Concernant l'armement, le ministre est resté fidèle au principe de "libre administration" des collectivités : il est donc renvoyé à la décision du maire. Manuel Valls a indiqué qu'un arrêté sur l'armement était prêt et qu'il serait "prochainement publié", histoire de mettre fin à la polémique survenue il y a quelques mois sur l'utilisation des aérosols (lire notre article du 16 septembre 2013).
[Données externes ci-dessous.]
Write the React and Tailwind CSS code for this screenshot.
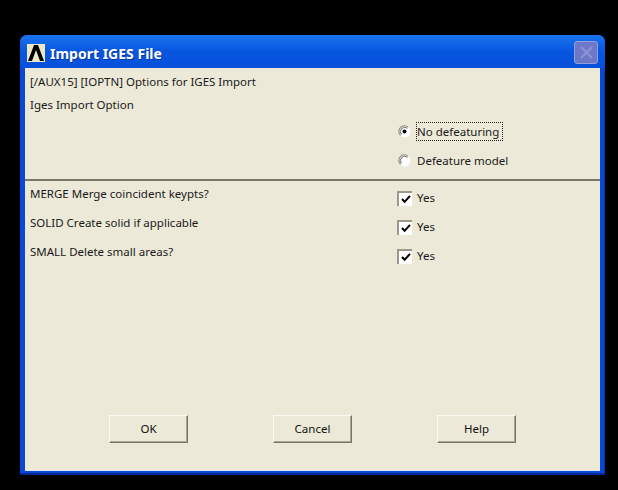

Enfin, le ministre a proposé la création de groupes de travail spécifiques, l'un portant sur la formation des policiers municipaux et l'autre sur leur accès direct à certains fichiers "régaliens" de police et de gendarmerie : il en va du système d'immatriculation des véhicules et du système national des permis de conduire. En revanche, le ministre leur refuse l'accès aux fichier des antécédents judiciaires et au fichier des personnes recherchées.
Priorité à la revalorisation de la catégorie C
Le deuxième enjeu de la rencontre du 13 février était la question des avancées statutaires et du sort à donner à l'accord de mars 2012 laissé en suspens. Avec un salaire moyen légèrement supérieur à 1.500 euros après vingt ans d'exercice et moins de 1.000 euros de retraire, c'est une attente forte des syndicats. En période de vaches maigres, les arbitrages gouvernementaux ont conduit à couper la poire en deux. Ainsi, l'une des mesures fortes de l'accord, à savoir la généralisation de l'ISF (indemnité spéciale de fonction) - est écartée. "La priorité a été donnée à la revalorisation de la catégorie C", a souligné le ministre. Revalorisation qui coûtera quelque 13,2 millions d'euros aux communes entre 2014 et 2015. Ainsi, chaque agent percevra "un supplément de 110 à 390 euros en 2014, puis au moins 320 euros en 2015", a-t-il assuré. Autre mesure : la création d'un nouvel échelon de catégorie C, soit un gain de 126 euros pour les bénéficiaires. Coût pour les communes : 3 millions d'euros.
Enfin, la création d'un second grade de directeur (doté de l'indice 801) a été décidée. Les postes de directeurs sont élargis aux communes de 20 agents et plus, au lieu de 40 actuellement. "Ce sont donc trois fois plus de communes qui pourront, si elles le souhaitent, créer ce type de poste", s'est félicité le ministre.